Why is Customer Lifetime Value (CLTV) considered a critical metric in marketing performance?
CLTV is critical because it measures the total revenue a business can expect from a single customer relationship over its duration. Focusing on CLTV shifts marketing strategy from short-term transactional gains to long-term customer relationships, encouraging investments in customer retention and loyalty. It helps identify your most valuable customer segments and optimize acquisition costs, ensuring you’re not spending more to acquire a customer than they’ll ever be worth.
How often should we review our marketing performance data?
The frequency of data review depends on the specific campaign and business cycle. For highly active campaigns, daily or weekly checks on key metrics are often necessary to identify anomalies or opportunities for quick optimization. Strategic reviews of overall performance, attribution models, and long-term trends should happen monthly or quarterly. The important thing is to establish a consistent rhythm that allows for timely adjustments without getting bogged down in continuous micro-analysis.
What are the biggest challenges in implementing a data-driven marketing strategy?

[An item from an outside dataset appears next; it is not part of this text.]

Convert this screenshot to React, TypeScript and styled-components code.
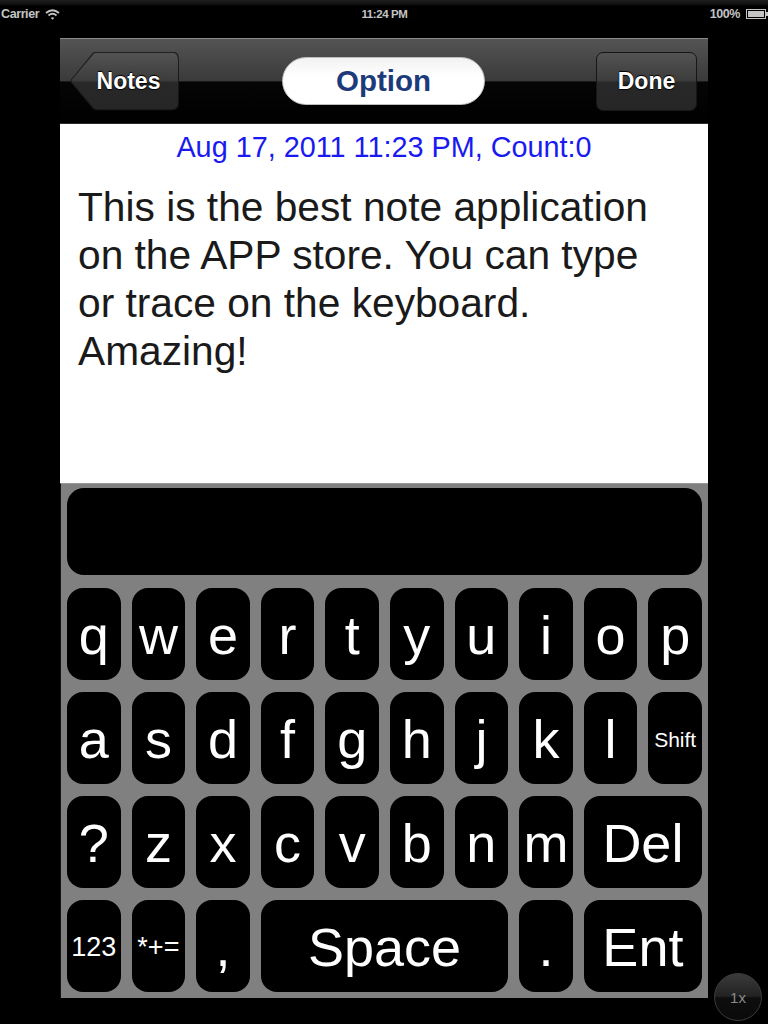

The biggest challenges include data fragmentation across multiple platforms, a lack of skilled analysts to interpret complex data, resistance to change within marketing teams, and difficulty in integrating marketing data with sales and other business data. Overcoming these requires investment in appropriate technology, training, and fostering a culture that values data-informed decision-making across the entire organization.
Can small businesses effectively use data analytics for marketing performance?
Absolutely. While enterprise-level solutions might be out of reach, small businesses can start with powerful, often free, tools like Google Analytics 4, Google Search Console, and their ad platform analytics (e.g., Google Ads, Meta Business Suite). The principles of data unification, KPI definition, and continuous testing apply universally. The key is to start simple, focus on actionable insights, and gradually build out your analytics capabilities as your business grows.